U.S. schools that have resisted activist calls for
divestment in fossil fuels have argued that their responsibility
to ensure strong returns to fund their operations trumps any
social benefits that might be gleaned from selling off coal, oil
and gas stocks.
One of the environmental advocacy groups pushing all
universities to divest, 350.org, has also specifically asked
Francis to tell the Vatican Bank to drop fossil fuel assets.

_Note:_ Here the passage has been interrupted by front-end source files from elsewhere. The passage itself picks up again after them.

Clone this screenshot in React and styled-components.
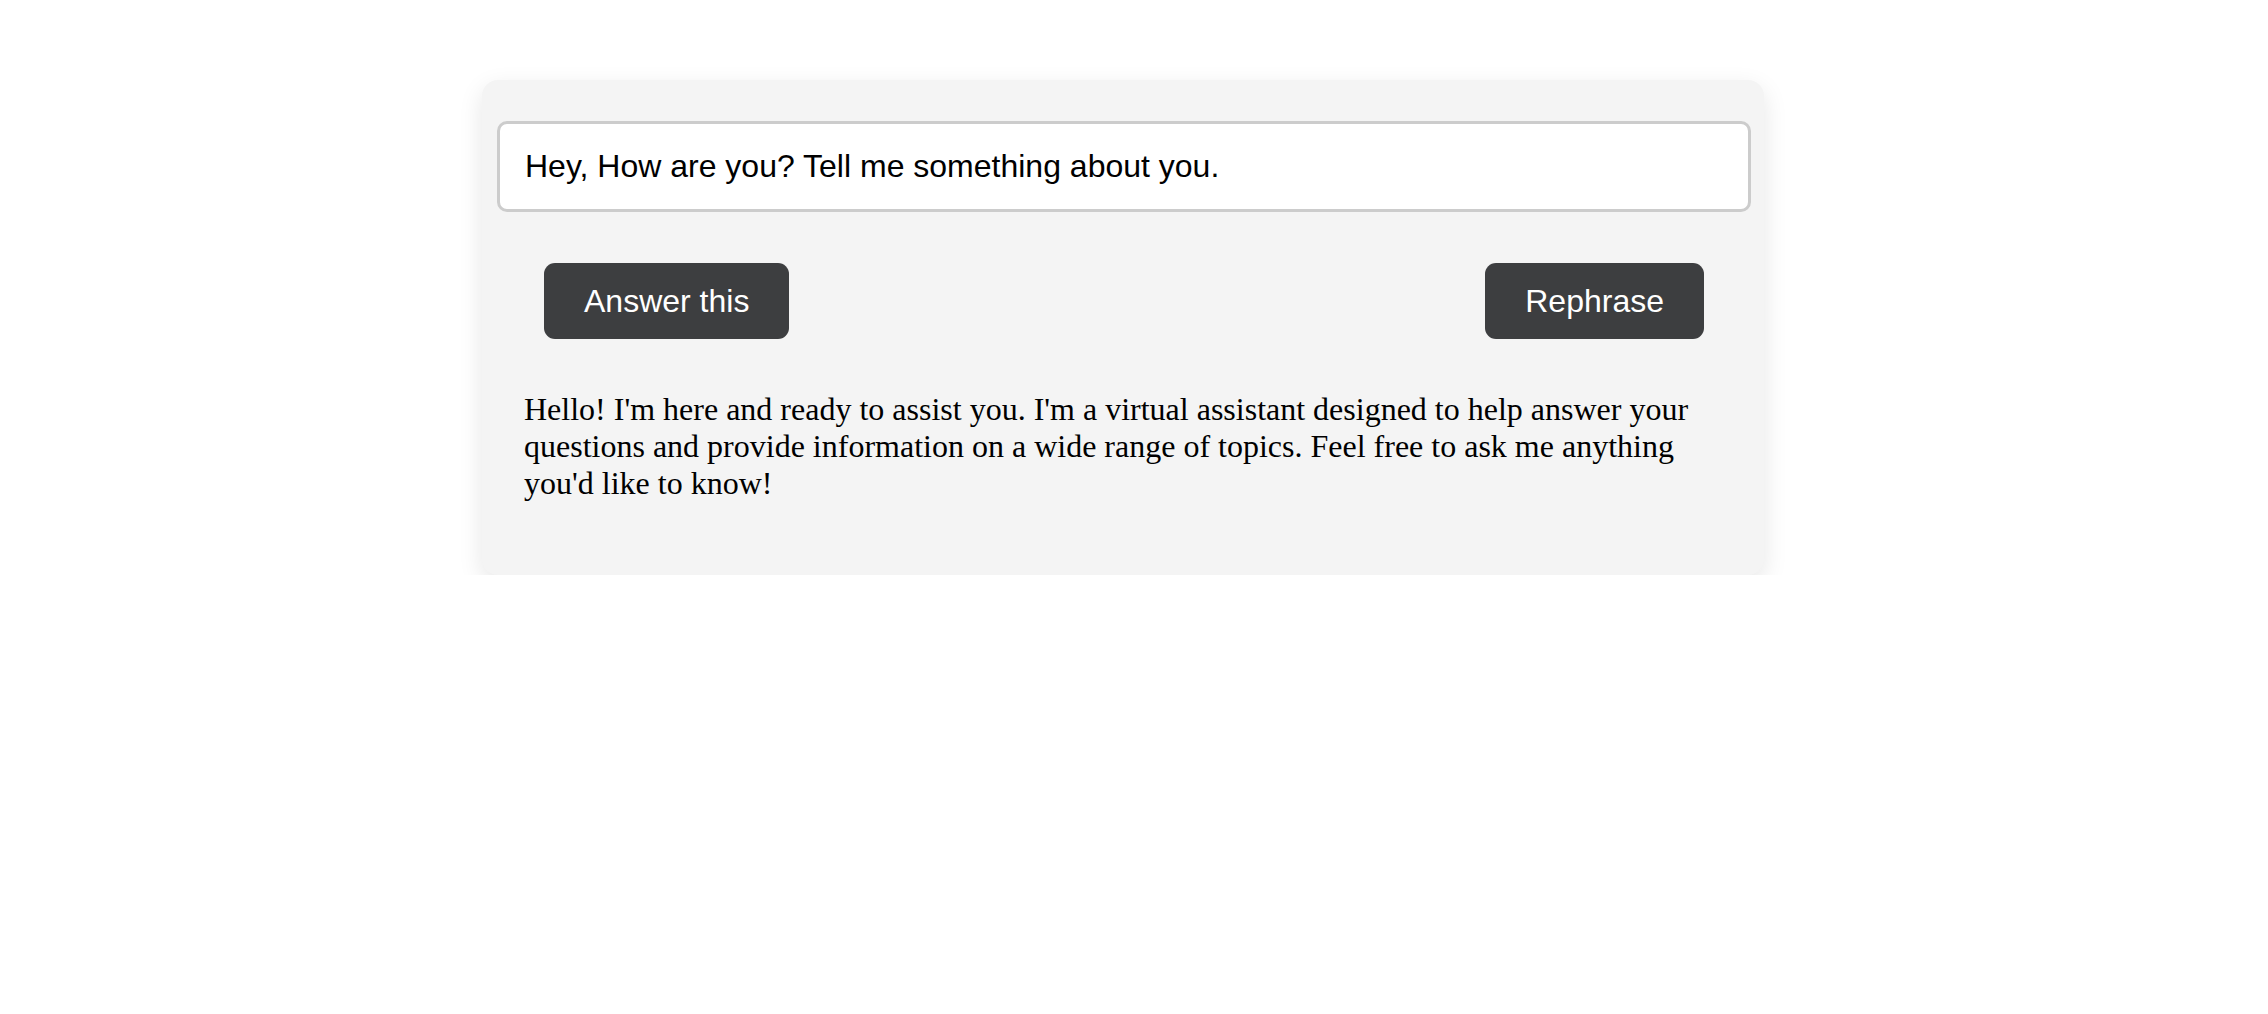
import styled, { createGlobalStyle } from "styled-components"
import { useState } from "react"

const GlobalStyle = createGlobalStyle`
  body {
    margin: 0;
    background: #ffffff;
    font-family: "Liberation Serif", "Times New Roman", serif;
  }
`

const Page = styled.div`
  display: flex;
  justify-content: center;
  padding: 80px 22px 0 0;
`

const Card = styled.div`
  width: 1282px;
  box-sizing: border-box;
  padding: 41px 13px 73px 15px;
  background: #f4f4f4;
  border-radius: 16px;
  box-shadow: 0 8px 24px rgba(0, 0, 0, 0.1);
  display: flex;
  flex-direction: column;
`

const PromptInput = styled.input`
  width: 100%;
  height: 91px;
  box-sizing: border-box;
  padding: 0 25px;
  border: 3px solid #cccccc;
  border-radius: 10px;
  background: #ffffff;
  color: #000000;
  font-family: "Liberation Sans", Arial, sans-serif;
  font-size: 32px;
  outline: none;
`

const ButtonRow = styled.div`
  display: flex;
  justify-content: space-between;
  padding: 0 47px;
  margin-top: 51px;
`

const ActionButton = styled.button`
  height: 76px;
  padding: 0 40px;
  border: none;
  border-radius: 11px;
  background: #3d3e40;
  color: #ffffff;
  font-family: "Liberation Sans", Arial, sans-serif;
  font-size: 32px;
  cursor: pointer;
`

const Answer = styled.p`
  margin: 52px 0 0;
  padding: 0 27px;
  font-size: 32px;
  line-height: 37px;
  color: #000000;
`

const App = () => {
  const [prompt, setPrompt] = useState("Hey, How are you? Tell me something about you.")

  return (
    <Page>
      <GlobalStyle />
      <Card>
        <PromptInput value={prompt} onChange={e => setPrompt(e.target.value)} />
        <ButtonRow>
          <ActionButton>Answer this</ActionButton>
          <ActionButton>Rephrase</ActionButton>
        </ButtonRow>
        <Answer>
          Hello! I'm here and ready to assist you. I'm a virtual assistant designed to help answer your questions and provide information on a wide range of topics. Feel free to ask me anything you'd like to know!
        </Answer>
      </Card>
    </Page>
  )
}

export default App
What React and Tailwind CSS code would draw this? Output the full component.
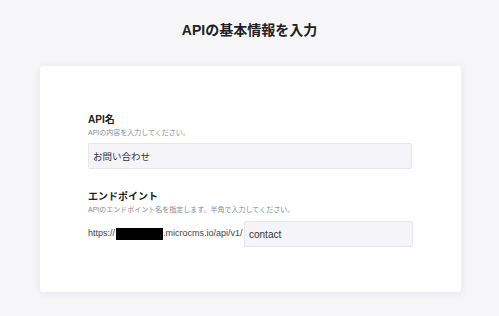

"Now that the Pope has made his views clear, it is up to the
different forces within the Vatican and within the Catholic
Church - the conservatives versus the progressives - to figure
out the change," said Yossi Cadan, a senior divestment
campaigner at 350.org.
Cadan said, however, that he expected any moves by Catholic
dioceses to divest to happen overseas first, possibly in
countries with large Catholic populations that are more
vulnerable to climate change like the Philippines. "The United
States will probably not be the pioneer here," he said.
Coleman, of Christian Brothers Investment Services, believes
there are benefits to remaining invested.
"Our strategy has been active ownership, to get companies to
understand the impact of their emissions and to reduce them, to
look at their carbon footprint and to invest in other energy
technologies," he said.
But for Amy Domini, who runs Domini Social Investments, LLC,
a mutual fund firm that says it seeks to provide strong returns
for investors who "wish to create positive social and
environmental outcomes", the U.S. Catholic Church has no choice
but to reconcile its investments with the realities of climate
change.
"Otherwise the bishops will be saying they follow the pope
with their spirits, but not with their money," she said.